> YOUR INSTRUCTIONS: Note how many lines hold the string "styles" and give that number without any other words.

> SUPPLIED MATERIAL:

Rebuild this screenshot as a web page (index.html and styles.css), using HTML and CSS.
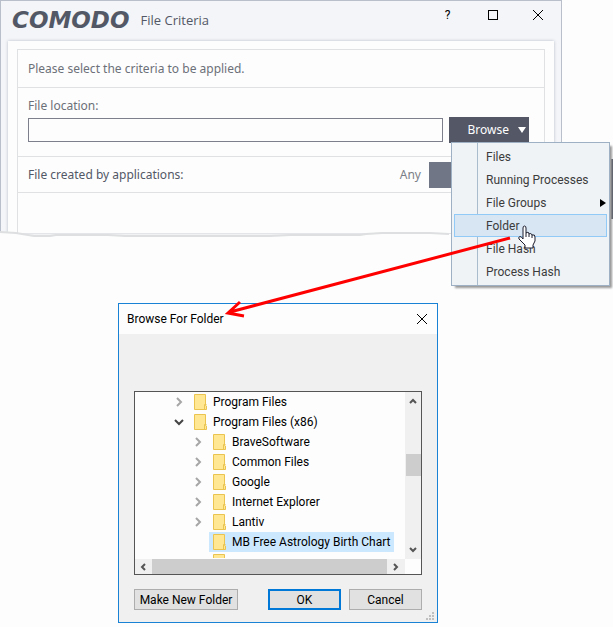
FILE: index.html
```html
<!DOCTYPE html>
<html lang="en">
<head>
<meta charset="utf-8">
<title>File Criteria</title>
<link rel="stylesheet" href="styles.css">
</head>
<body>
<main class="stage">
  <section class="window">
    <header class="titlebar">
      <span class="brand">COMODO</span>
      <h1 class="title">File Criteria</h1>
      <div class="window-controls">
        <button class="icon-button help" type="button" aria-label="Help">?</button>
        <button class="icon-button" type="button" aria-label="Maximize"><svg width="10" height="10" viewBox="0 0 10 10"><rect x="0.5" y="0.5" width="9" height="9"/></svg></button>
        <button class="icon-button" type="button" aria-label="Close"><svg width="10" height="10" viewBox="0 0 10 10"><path d="M0 0L10 10M10 0L0 10"/></svg></button>
      </div>
    </header>
    <div class="sheet">
      <div class="criteria">
        <p class="row intro">Please select the criteria to be applied.</p>
        <div class="row location">
          <label for="location">File location:</label>
          <div class="location-line">
            <input id="location" class="path" type="text">
            <div class="browse-wrap">
              <button class="browse" type="button">Browse<svg width="8" height="6" viewBox="0 0 8 6"><path d="M0 0H8L4 6Z"/></svg></button>
              <div class="menu">
                <button type="button">Files</button>
                <button type="button">Running Processes</button>
                <button type="button">File Groups<svg width="6" height="8" viewBox="0 0 6 8"><path d="M0 0L6 4L0 8Z"/></svg></button>
                <button type="button" class="active">Folder</button>
                <button type="button">File Hash</button>
                <button type="button">Process Hash</button>
              </div>
            </div>
          </div>
        </div>
        <div class="row created">
          <span>File created by applications:</span>
          <span class="any">Any</span>
          <button class="choose" type="button" aria-label="Choose applications"></button>
        </div>
      </div>
    </div>
    <svg class="torn" viewBox="0 0 562 12" preserveAspectRatio="none" aria-hidden="true">
      <path class="torn-paper" d="M0 3L16 4L34 7H50L56 6H108L125 7H270L290 6H360L366 5L382 4H430L449 5H562V12H0Z"/>
      <path class="torn-edge" d="M0 3L16 4L34 7H50L56 6H108L125 7H270L290 6H360L366 5L382 4H430L449 5"/>
    </svg>
  </section>

  <section class="dialog">
    <header class="dialog-title">
      <h2>Browse For Folder</h2>
      <button class="icon-button" type="button" aria-label="Close"><svg width="10" height="10" viewBox="0 0 10 10"><path d="M0 0L10 10M10 0L0 10"/></svg></button>
    </header>
    <div class="tree">
      <ul class="folders">
        <li><svg class="chevron" viewBox="0 0 10 10"><path d="M3 1L7 5L3 9"/></svg><svg class="folder"><use href="#folder"/></svg><span>Program Files</span></li>
        <li><svg class="chevron open" viewBox="0 0 10 10"><path d="M1 3L5 7L9 3"/></svg><svg class="folder"><use href="#folder"/></svg><span>Program Files (x86)</span></li>
        <li class="child"><svg class="chevron" viewBox="0 0 10 10"><path d="M3 1L7 5L3 9"/></svg><svg class="folder"><use href="#folder"/></svg><span>BraveSoftware</span></li>
        <li class="child"><svg class="chevron" viewBox="0 0 10 10"><path d="M3 1L7 5L3 9"/></svg><svg class="folder"><use href="#folder"/></svg><span>Common Files</span></li>
        <li class="child"><svg class="chevron" viewBox="0 0 10 10"><path d="M3 1L7 5L3 9"/></svg><svg class="folder"><use href="#folder"/></svg><span>Google</span></li>
        <li class="child"><svg class="chevron" viewBox="0 0 10 10"><path d="M3 1L7 5L3 9"/></svg><svg class="folder"><use href="#folder"/></svg><span>Internet Explorer</span></li>
        <li class="child"><svg class="chevron" viewBox="0 0 10 10"><path d="M3 1L7 5L3 9"/></svg><svg class="folder"><use href="#folder"/></svg><span>Lantiv</span></li>
        <li class="child selected"><svg class="chevron"></svg><div class="pick"><svg class="folder"><use href="#folder"/></svg><span>MB Free Astrology Birth Chart</span></div></li>
        <li class="child"><svg class="chevron"></svg><svg class="folder"><use href="#folder"/></svg></li>
      </ul>
      <div class="vscroll">
        <svg width="8" height="6" viewBox="0 0 8 6"><path d="M1 5L4 2L7 5"/></svg>
        <div class="vthumb"></div>
        <svg width="8" height="6" viewBox="0 0 8 6"><path d="M1 1L4 4L7 1"/></svg>
      </div>
      <div class="hscroll">
        <svg width="6" height="8" viewBox="0 0 6 8"><path d="M5 1L2 4L5 7"/></svg>
        <div class="hthumb"></div>
        <svg width="6" height="8" viewBox="0 0 6 8"><path d="M1 1L4 4L1 7"/></svg>
      </div>
    </div>
    <footer class="actions">
      <button class="push wide" type="button">Make New Folder</button>
      <button class="push primary" type="button">OK</button>
      <button class="push" type="button">Cancel</button>
    </footer>
    <svg class="grip" width="8" height="8" viewBox="0 0 8 8" aria-hidden="true"><path d="M6 0h2v2h-2zM3 3h2v2h-2zM6 3h2v2h-2zM0 6h2v2h-2zM3 6h2v2h-2zM6 6h2v2h-2z"/></svg>
  </section>

  <div class="backdrop-sliver"></div>
  <svg class="arrow" width="613" height="330" viewBox="0 0 613 330" aria-hidden="true">
    <path d="M510 238L230 312M240 302L228 313L244 316"/>
  </svg>
  <svg class="pointer" width="18" height="24" viewBox="0 0 18 24" aria-hidden="true">
    <path d="M5 14V3Q5 1 6.500 1T8 3V8Q9 7 10.500 7.500L11 9Q12 8 13.500 9L14 10Q17 9 17 12V16L15 20V23H7V20L1 14Q0 12 2 11.500Q3.500 11.500 5 14Z"/>
    <path d="M8 8V12M11 9V12M14 10V13"/>
  </svg>
</main>
<svg class="symbols" width="0" height="0" aria-hidden="true">
  <symbol id="folder" viewBox="0 0 13 16"><path d="M.5 .5H11.500V11.500L12.500 12V15.500H.5Z" fill="#ffe793" stroke="#ebc450"/><path d="M10.500 15V10.500H12.500" fill="none" stroke="#ebc450"/></symbol>
</svg>
</body>
</html>
```
FILE: styles.css
```css
* { box-sizing: border-box; }
body {
  margin: 0;
  background: #fdfdfd;
  color: #000;
  font: 12px/16px Roboto, "Open Sans", sans-serif;
}
h1, h2, p, ul { margin: 0; padding: 0; font-size: inherit; font-weight: 400; }
button, input { font: inherit; color: inherit; border-radius: 0; }
button { padding: 0; border: 0; background: none; }
.symbols { position: absolute; }
.stage { position: relative; min-height: 100vh; padding-bottom: 4px; overflow: hidden; }

.window {
  position: relative;
  width: 92%;
  max-width: 562px;
  padding: 0 7px;
  background: #f3f5f8;
  border: 1px solid #b9c0cb;
  border-bottom: 0;
}
.titlebar { display: flex; align-items: center; height: 40px; padding: 0 6px 2px 4px; }
.brand { font: italic bold 23px/26px "DejaVu Sans", sans-serif; color: #535866; }
.title { margin-left: 11px; font-family: "Open Sans", sans-serif; font-size: 13px; color: #535866; }
.window-controls { display: flex; gap: 24px; margin-left: auto; padding-bottom: 10px; }
.icon-button { display: grid; place-items: center; width: 21px; height: 20px; }
.icon-button svg { overflow: visible; fill: none; stroke: #000; }
.sheet {
  padding: 8px 9px 0;
  background: #fdfdfd;
  box-shadow: 0 0 3px #b8bec8;
}
.criteria { height: 184px; border: 1px solid #e0e1e3; border-bottom: 0; color: #6c7079; font-family: "Noto Sans", sans-serif; }
.row { padding: 0 10px; border-bottom: 1px solid #e0e1e3; }
.intro { height: 38px; line-height: 38px; }
.location { height: 69px; padding-top: 9px; }
.location label { display: block; line-height: 18px; }
.location-line { display: flex; gap: 6px; margin-top: 2px; }
.path { flex: 1; min-width: 0; height: 24px; margin-top: 1px; border: 1px solid #7d808c; background: #fdfdfd; }
.browse-wrap { position: relative; width: 80px; margin-right: 5px; }
.browse { display: flex; align-items: center; justify-content: flex-end; gap: 9px; width: 100%; height: 26px; padding-right: 3px; background: #535766; color: #fff; }
.browse svg { fill: #fff; }
.menu {
  position: absolute;
  z-index: 2;
  top: 25px;
  left: 2px;
  width: 159px;
  padding: 2px;
  border: 1px solid #9db0c4;
  background: linear-gradient(90deg, transparent 25px, #a9bccd 25px, #a9bccd 26px, transparent 26px) #f0f3f6;
  box-shadow: 3px 3px 2px -1px #999;
  color: #3c3c3c;
  font-family: Roboto, "Open Sans", sans-serif;
}
.menu button { display: flex; align-items: center; justify-content: space-between; width: 100%; height: 23px; padding: 0 0 0 31px; border: 1px solid transparent; }
.menu .active { background: #d8e6f3; border-color: #91c9f7; }
.created { display: flex; align-items: center; height: 36px; color: #535866; }
.any { margin-left: auto; color: #7b7e86; }
.choose { flex: none; width: 105px; height: 26px; margin: 0 0 0 8px; background: #717686; }
.torn { position: absolute; left: -1px; bottom: -8px; width: calc(100% + 2px); height: 12px; }
.torn-paper { fill: #fdfdfd; }
.torn-edge { fill: none; stroke: #dddfe0; stroke-width: 2; }

.dialog {
  position: relative;
  width: 320px;
  margin: 70px 0 0 118px;
  padding: 0 15px 12px;
  border: 1px solid #1982d5;
  background: #f0f0f0;
}
.dialog-title { display: flex; align-items: center; justify-content: space-between; height: 30px; margin: 0 -15px; padding: 0 5px 0 8px; background: #fdfdfd; }
.tree {
  display: grid;
  grid-template: 167px 15px / 1fr 16px;
  margin-top: 57px;
  border: 1px solid #555;
  background: #fdfdfd;
}
.folders { overflow: hidden; height: 166px; list-style: none; }
.folders li { display: flex; align-items: center; height: 20px; padding-left: 39px; white-space: nowrap; }
.folders .child { padding-left: 58px; }
.chevron { width: 10px; height: 10px; margin-right: 10px; fill: none; stroke: #a6a6a6; stroke-width: 2; }
.open { stroke: #444; }
.folder { width: 13px; height: 16px; margin-right: 6px; flex: none; }
.pick { display: flex; align-items: center; height: 20px; margin-left: -4px; padding: 0 4px; background: #cce8ff; }
.vscroll, .hscroll { display: flex; align-items: center; justify-content: space-between; background: #f0f0f0; }
.vscroll { flex-direction: column; padding: 6px 0; }
.vscroll svg, .hscroll svg { fill: none; stroke: #555; stroke-width: 2; }
.vthumb { width: 15px; height: 22px; margin-bottom: 22px; background: #cdcdcd; }
.hscroll { padding: 0 6px 0 5px; gap: 6px; }
.hthumb { flex: 1; height: 15px; background: #cdcdcd; }
.actions { display: flex; margin-top: 14px; gap: 8px; }
.push { width: 73px; height: 21px; border: 1px solid #adadad; background: #e1e1e1; }
.wide { width: 104px; margin-right: auto; }
.primary { border: 2px solid #0078d7; }
.grip { position: absolute; right: 3px; bottom: 2px; fill: #bfbfbf; }

.backdrop-sliver { position: absolute; top: 159px; right: 0; width: 2px; height: 60px; background: #4b4f5b; }
.arrow { position: absolute; z-index: 3; top: 0; left: 0; fill: none; stroke: #f00; stroke-width: 3; pointer-events: none; }
.pointer { position: absolute; z-index: 4; top: 225px; left: 518px; fill: #fff; stroke: #1c1c2c; pointer-events: none; }
```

> TASK RESPONSE: 3